**** Data for the task ****
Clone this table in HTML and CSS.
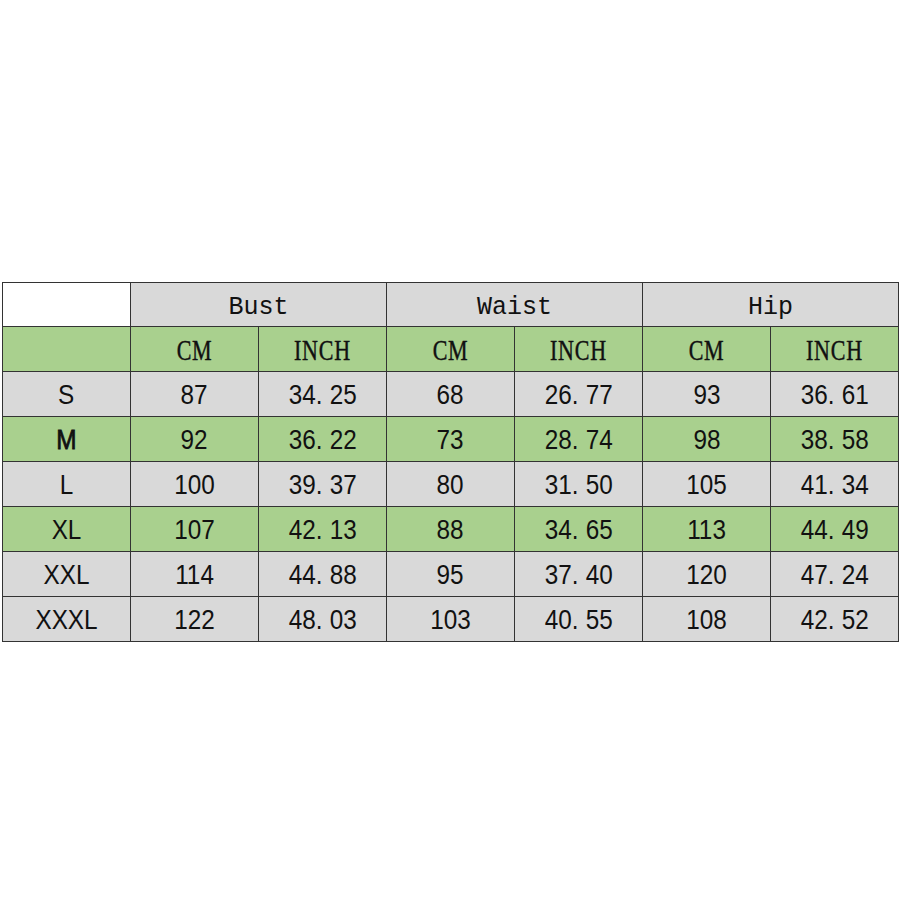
****
**** Data for the task ****
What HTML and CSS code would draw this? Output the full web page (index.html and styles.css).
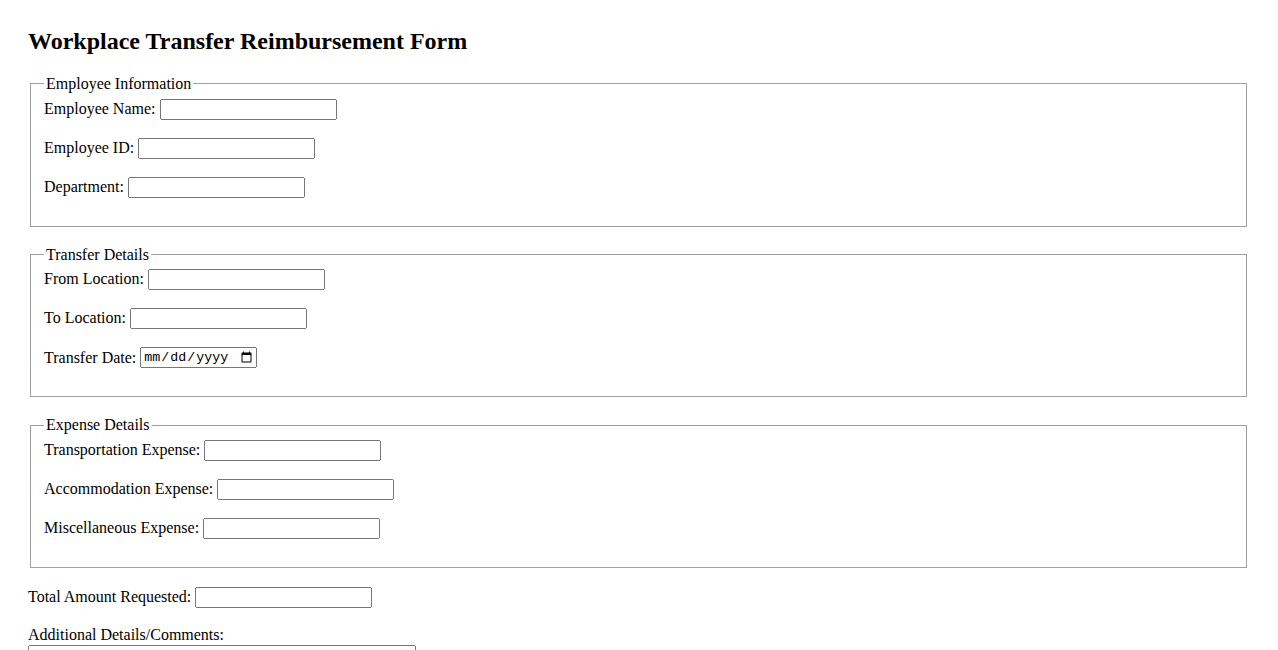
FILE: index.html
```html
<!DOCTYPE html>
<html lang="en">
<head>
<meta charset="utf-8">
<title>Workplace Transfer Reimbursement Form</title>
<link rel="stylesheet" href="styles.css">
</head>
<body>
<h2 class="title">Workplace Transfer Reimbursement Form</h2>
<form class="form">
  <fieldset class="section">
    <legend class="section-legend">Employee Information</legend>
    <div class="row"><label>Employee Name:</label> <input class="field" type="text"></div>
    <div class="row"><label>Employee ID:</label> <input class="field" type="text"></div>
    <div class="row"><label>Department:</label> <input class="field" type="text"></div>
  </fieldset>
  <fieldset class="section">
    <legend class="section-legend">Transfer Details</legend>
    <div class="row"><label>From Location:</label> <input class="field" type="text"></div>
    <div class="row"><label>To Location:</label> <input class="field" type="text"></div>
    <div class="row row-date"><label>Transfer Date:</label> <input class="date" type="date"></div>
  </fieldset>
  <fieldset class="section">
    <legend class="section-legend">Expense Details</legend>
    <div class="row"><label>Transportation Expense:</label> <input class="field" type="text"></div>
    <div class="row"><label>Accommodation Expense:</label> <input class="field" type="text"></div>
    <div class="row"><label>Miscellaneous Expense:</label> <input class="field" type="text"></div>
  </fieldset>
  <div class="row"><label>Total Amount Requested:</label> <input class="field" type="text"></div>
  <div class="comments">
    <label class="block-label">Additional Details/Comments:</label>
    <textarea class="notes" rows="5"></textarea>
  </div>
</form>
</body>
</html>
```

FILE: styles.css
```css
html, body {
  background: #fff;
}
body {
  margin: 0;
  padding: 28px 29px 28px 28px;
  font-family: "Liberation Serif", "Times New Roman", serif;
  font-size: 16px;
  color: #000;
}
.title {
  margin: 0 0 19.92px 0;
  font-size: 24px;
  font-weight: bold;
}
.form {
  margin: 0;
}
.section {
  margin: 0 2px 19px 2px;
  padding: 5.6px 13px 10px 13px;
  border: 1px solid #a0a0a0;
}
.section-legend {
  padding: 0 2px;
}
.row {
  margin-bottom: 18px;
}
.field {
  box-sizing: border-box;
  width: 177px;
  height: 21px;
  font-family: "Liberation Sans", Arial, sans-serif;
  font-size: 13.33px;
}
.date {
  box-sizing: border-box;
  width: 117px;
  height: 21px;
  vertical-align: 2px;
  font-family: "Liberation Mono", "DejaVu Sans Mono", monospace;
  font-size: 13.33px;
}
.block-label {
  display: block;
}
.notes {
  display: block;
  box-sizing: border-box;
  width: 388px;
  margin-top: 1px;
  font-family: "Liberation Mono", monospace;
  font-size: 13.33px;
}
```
****
*Task details*. Look over the listing. Pull out every line with the string "styles" in it.

*Result for this task*.
What HTML and CSS code would draw this? Output the full web page (index.html and styles.css).
<link rel="stylesheet" href="styles.css">
FILE: styles.css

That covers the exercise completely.